> Task: Copy all the entries below exactly, but not the pictures.

##############################

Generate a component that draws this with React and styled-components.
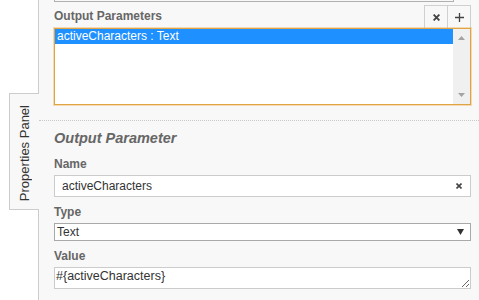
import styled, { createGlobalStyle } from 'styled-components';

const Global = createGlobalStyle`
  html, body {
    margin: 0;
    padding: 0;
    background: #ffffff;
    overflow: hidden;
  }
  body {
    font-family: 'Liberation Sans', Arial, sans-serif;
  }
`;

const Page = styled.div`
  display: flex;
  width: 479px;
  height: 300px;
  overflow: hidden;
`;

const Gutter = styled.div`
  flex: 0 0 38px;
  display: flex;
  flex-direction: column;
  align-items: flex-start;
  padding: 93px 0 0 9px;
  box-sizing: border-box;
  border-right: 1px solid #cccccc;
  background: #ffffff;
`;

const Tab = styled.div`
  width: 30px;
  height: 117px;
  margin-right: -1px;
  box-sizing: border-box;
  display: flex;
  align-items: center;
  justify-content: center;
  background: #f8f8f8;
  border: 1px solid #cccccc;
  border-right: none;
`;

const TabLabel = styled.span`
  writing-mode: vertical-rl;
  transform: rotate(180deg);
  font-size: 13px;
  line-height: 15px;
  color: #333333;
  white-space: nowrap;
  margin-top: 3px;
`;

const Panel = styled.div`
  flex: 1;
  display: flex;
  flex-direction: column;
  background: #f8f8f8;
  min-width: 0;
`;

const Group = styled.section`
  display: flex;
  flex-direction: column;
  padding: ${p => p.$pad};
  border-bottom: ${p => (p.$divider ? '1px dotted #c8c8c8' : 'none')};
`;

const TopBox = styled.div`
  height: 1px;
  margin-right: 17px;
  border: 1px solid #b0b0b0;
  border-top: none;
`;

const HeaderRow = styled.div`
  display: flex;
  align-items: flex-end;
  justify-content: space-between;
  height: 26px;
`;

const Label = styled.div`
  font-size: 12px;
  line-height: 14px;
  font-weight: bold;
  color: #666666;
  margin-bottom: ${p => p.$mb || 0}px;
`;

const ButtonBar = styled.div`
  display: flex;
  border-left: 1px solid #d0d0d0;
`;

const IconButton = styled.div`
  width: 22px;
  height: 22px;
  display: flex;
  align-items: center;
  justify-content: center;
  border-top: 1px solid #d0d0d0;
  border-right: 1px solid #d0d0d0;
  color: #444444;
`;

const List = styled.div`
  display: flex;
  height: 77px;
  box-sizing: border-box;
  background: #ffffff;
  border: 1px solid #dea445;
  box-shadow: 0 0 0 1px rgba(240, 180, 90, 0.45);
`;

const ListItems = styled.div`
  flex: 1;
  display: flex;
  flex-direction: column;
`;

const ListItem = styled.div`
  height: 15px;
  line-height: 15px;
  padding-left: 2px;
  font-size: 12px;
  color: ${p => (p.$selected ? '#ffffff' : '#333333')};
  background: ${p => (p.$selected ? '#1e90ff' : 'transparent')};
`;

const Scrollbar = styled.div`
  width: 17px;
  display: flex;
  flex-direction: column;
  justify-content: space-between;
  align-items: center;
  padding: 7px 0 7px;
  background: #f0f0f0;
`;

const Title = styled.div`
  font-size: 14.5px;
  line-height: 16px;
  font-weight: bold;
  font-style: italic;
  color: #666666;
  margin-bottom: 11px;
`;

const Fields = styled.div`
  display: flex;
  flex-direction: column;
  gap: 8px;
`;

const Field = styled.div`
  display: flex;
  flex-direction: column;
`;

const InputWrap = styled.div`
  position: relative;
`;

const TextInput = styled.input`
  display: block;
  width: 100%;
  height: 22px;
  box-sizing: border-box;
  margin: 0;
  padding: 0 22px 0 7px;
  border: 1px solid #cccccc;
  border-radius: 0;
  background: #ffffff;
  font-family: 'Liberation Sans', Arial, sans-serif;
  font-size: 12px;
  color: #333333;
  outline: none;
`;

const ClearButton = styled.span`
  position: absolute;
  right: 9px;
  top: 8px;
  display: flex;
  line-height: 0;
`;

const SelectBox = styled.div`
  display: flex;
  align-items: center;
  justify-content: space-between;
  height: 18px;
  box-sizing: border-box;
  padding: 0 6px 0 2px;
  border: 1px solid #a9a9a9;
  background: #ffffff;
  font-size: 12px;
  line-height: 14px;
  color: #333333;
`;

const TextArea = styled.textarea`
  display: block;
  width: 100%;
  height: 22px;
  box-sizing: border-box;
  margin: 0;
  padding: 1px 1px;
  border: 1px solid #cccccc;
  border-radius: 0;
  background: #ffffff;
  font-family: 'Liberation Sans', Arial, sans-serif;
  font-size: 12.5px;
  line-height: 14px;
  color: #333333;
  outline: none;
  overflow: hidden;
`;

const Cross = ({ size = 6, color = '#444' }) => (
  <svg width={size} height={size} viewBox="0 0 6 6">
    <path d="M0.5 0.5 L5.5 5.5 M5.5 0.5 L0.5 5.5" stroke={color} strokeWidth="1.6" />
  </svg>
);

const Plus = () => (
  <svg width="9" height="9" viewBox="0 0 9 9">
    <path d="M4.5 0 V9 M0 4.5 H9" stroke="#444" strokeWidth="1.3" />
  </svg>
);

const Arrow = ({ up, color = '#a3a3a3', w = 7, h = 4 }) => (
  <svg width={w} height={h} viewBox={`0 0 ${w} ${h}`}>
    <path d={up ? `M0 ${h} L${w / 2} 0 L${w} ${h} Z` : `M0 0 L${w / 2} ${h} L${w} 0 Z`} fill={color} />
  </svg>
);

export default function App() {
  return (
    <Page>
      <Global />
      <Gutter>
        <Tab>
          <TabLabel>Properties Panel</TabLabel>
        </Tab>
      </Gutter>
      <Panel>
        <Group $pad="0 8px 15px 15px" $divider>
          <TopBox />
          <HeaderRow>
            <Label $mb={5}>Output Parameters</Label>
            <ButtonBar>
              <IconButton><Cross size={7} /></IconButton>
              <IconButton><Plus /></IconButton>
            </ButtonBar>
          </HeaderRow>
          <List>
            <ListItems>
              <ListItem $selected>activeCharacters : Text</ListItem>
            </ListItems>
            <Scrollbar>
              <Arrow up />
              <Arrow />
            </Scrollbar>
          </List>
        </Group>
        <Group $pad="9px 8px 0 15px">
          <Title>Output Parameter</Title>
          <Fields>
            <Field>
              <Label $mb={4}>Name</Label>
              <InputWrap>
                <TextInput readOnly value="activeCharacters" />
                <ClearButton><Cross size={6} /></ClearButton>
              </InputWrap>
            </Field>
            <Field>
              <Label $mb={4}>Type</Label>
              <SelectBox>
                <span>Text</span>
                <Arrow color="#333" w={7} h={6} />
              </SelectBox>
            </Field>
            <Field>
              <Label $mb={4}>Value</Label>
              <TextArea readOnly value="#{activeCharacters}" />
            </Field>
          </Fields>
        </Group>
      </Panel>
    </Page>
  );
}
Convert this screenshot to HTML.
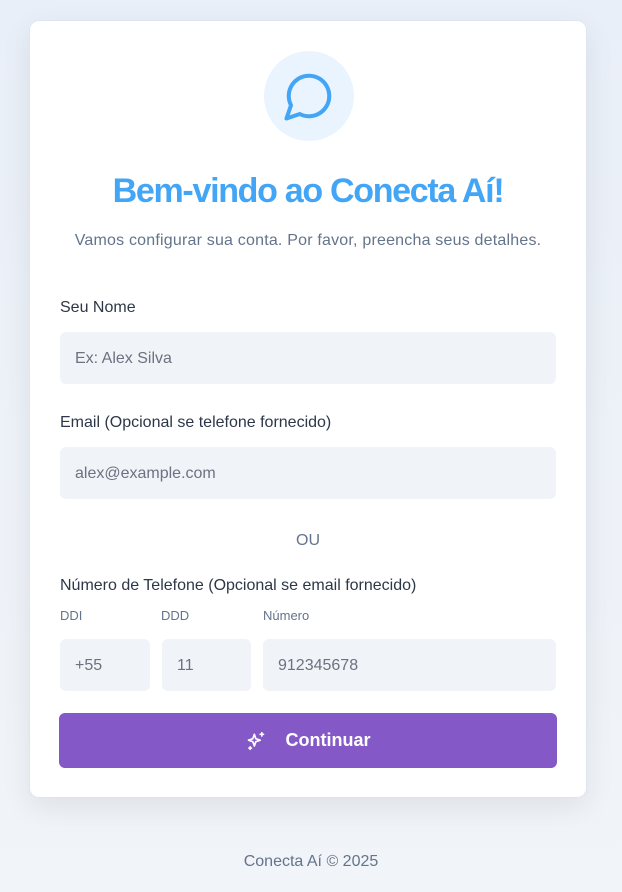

##############################

> Output below:
Generate a component that draws this with React and styled-components.
import styled, { createGlobalStyle } from 'styled-components';

const Global = createGlobalStyle`
  html, body {
    margin: 0;
    padding: 0;
    background: #ffffff;
    overflow: hidden;
  }
  body {
    font-family: 'Liberation Sans', Arial, sans-serif;
  }
`;

const Page = styled.div`
  display: flex;
  width: 479px;
  height: 300px;
  overflow: hidden;
`;

const Gutter = styled.div`
  flex: 0 0 38px;
  display: flex;
  flex-direction: column;
  align-items: flex-start;
  padding: 93px 0 0 9px;
  box-sizing: border-box;
  border-right: 1px solid #cccccc;
  background: #ffffff;
`;

const Tab = styled.div`
  width: 30px;
  height: 117px;
  margin-right: -1px;
  box-sizing: border-box;
  display: flex;
  align-items: center;
  justify-content: center;
  background: #f8f8f8;
  border: 1px solid #cccccc;
  border-right: none;
`;

const TabLabel = styled.span`
  writing-mode: vertical-rl;
  transform: rotate(180deg);
  font-size: 13px;
  line-height: 15px;
  color: #333333;
  white-space: nowrap;
  margin-top: 3px;
`;

const Panel = styled.div`
  flex: 1;
  display: flex;
  flex-direction: column;
  background: #f8f8f8;
  min-width: 0;
`;

const Group = styled.section`
  display: flex;
  flex-direction: column;
  padding: ${p => p.$pad};
  border-bottom: ${p => (p.$divider ? '1px dotted #c8c8c8' : 'none')};
`;

const TopBox = styled.div`
  height: 1px;
  margin-right: 17px;
  border: 1px solid #b0b0b0;
  border-top: none;
`;

const HeaderRow = styled.div`
  display: flex;
  align-items: flex-end;
  justify-content: space-between;
  height: 26px;
`;

const Label = styled.div`
  font-size: 12px;
  line-height: 14px;
  font-weight: bold;
  color: #666666;
  margin-bottom: ${p => p.$mb || 0}px;
`;

const ButtonBar = styled.div`
  display: flex;
  border-left: 1px solid #d0d0d0;
`;

const IconButton = styled.div`
  width: 22px;
  height: 22px;
  display: flex;
  align-items: center;
  justify-content: center;
  border-top: 1px solid #d0d0d0;
  border-right: 1px solid #d0d0d0;
  color: #444444;
`;

const List = styled.div`
  display: flex;
  height: 77px;
  box-sizing: border-box;
  background: #ffffff;
  border: 1px solid #dea445;
  box-shadow: 0 0 0 1px rgba(240, 180, 90, 0.45);
`;

const ListItems = styled.div`
  flex: 1;
  display: flex;
  flex-direction: column;
`;

const ListItem = styled.div`
  height: 15px;
  line-height: 15px;
  padding-left: 2px;
  font-size: 12px;
  color: ${p => (p.$selected ? '#ffffff' : '#333333')};
  background: ${p => (p.$selected ? '#1e90ff' : 'transparent')};
`;

const Scrollbar = styled.div`
  width: 17px;
  display: flex;
  flex-direction: column;
  justify-content: space-between;
  align-items: center;
  padding: 7px 0 7px;
  background: #f0f0f0;
`;

const Title = styled.div`
  font-size: 14.5px;
  line-height: 16px;
  font-weight: bold;
  font-style: italic;
  color: #666666;
  margin-bottom: 11px;
`;

const Fields = styled.div`
  display: flex;
  flex-direction: column;
  gap: 8px;
`;

const Field = styled.div`
  display: flex;
  flex-direction: column;
`;

const InputWrap = styled.div`
  position: relative;
`;

const TextInput = styled.input`
  display: block;
  width: 100%;
  height: 22px;
  box-sizing: border-box;
  margin: 0;
  padding: 0 22px 0 7px;
  border: 1px solid #cccccc;
  border-radius: 0;
  background: #ffffff;
  font-family: 'Liberation Sans', Arial, sans-serif;
  font-size: 12px;
  color: #333333;
  outline: none;
`;

const ClearButton = styled.span`
  position: absolute;
  right: 9px;
  top: 8px;
  display: flex;
  line-height: 0;
`;

const SelectBox = styled.div`
  display: flex;
  align-items: center;
  justify-content: space-between;
  height: 18px;
  box-sizing: border-box;
  padding: 0 6px 0 2px;
  border: 1px solid #a9a9a9;
  background: #ffffff;
  font-size: 12px;
  line-height: 14px;
  color: #333333;
`;

const TextArea = styled.textarea`
  display: block;
  width: 100%;
  height: 22px;
  box-sizing: border-box;
  margin: 0;
  padding: 1px 1px;
  border: 1px solid #cccccc;
  border-radius: 0;
  background: #ffffff;
  font-family: 'Liberation Sans', Arial, sans-serif;
  font-size: 12.5px;
  line-height: 14px;
  color: #333333;
  outline: none;
  overflow: hidden;
`;

const Cross = ({ size = 6, color = '#444' }) => (
  <svg width={size} height={size} viewBox="0 0 6 6">
    <path d="M0.5 0.5 L5.5 5.5 M5.5 0.5 L0.5 5.5" stroke={color} strokeWidth="1.6" />
  </svg>
);

const Plus = () => (
  <svg width="9" height="9" viewBox="0 0 9 9">
    <path d="M4.5 0 V9 M0 4.5 H9" stroke="#444" strokeWidth="1.3" />
  </svg>
);

const Arrow = ({ up, color = '#a3a3a3', w = 7, h = 4 }) => (
  <svg width={w} height={h} viewBox={`0 0 ${w} ${h}`}>
    <path d={up ? `M0 ${h} L${w / 2} 0 L${w} ${h} Z` : `M0 0 L${w / 2} ${h} L${w} 0 Z`} fill={color} />
  </svg>
);

export default function App() {
  return (
    <Page>
      <Global />
      <Gutter>
        <Tab>
          <TabLabel>Properties Panel</TabLabel>
        </Tab>
      </Gutter>
      <Panel>
        <Group $pad="0 8px 15px 15px" $divider>
          <TopBox />
          <HeaderRow>
            <Label $mb={5}>Output Parameters</Label>
            <ButtonBar>
              <IconButton><Cross size={7} /></IconButton>
              <IconButton><Plus /></IconButton>
            </ButtonBar>
          </HeaderRow>
          <List>
            <ListItems>
              <ListItem $selected>activeCharacters : Text</ListItem>
            </ListItems>
            <Scrollbar>
              <Arrow up />
              <Arrow />
            </Scrollbar>
          </List>
        </Group>
        <Group $pad="9px 8px 0 15px">
          <Title>Output Parameter</Title>
          <Fields>
            <Field>
              <Label $mb={4}>Name</Label>
              <InputWrap>
                <TextInput readOnly value="activeCharacters" />
                <ClearButton><Cross size={6} /></ClearButton>
              </InputWrap>
            </Field>
            <Field>
              <Label $mb={4}>Type</Label>
              <SelectBox>
                <span>Text</span>
                <Arrow color="#333" w={7} h={6} />
              </SelectBox>
            </Field>
            <Field>
              <Label $mb={4}>Value</Label>
              <TextArea readOnly value="#{activeCharacters}" />
            </Field>
          </Fields>
        </Group>
      </Panel>
    </Page>
  );
}
Convert this screenshot to HTML.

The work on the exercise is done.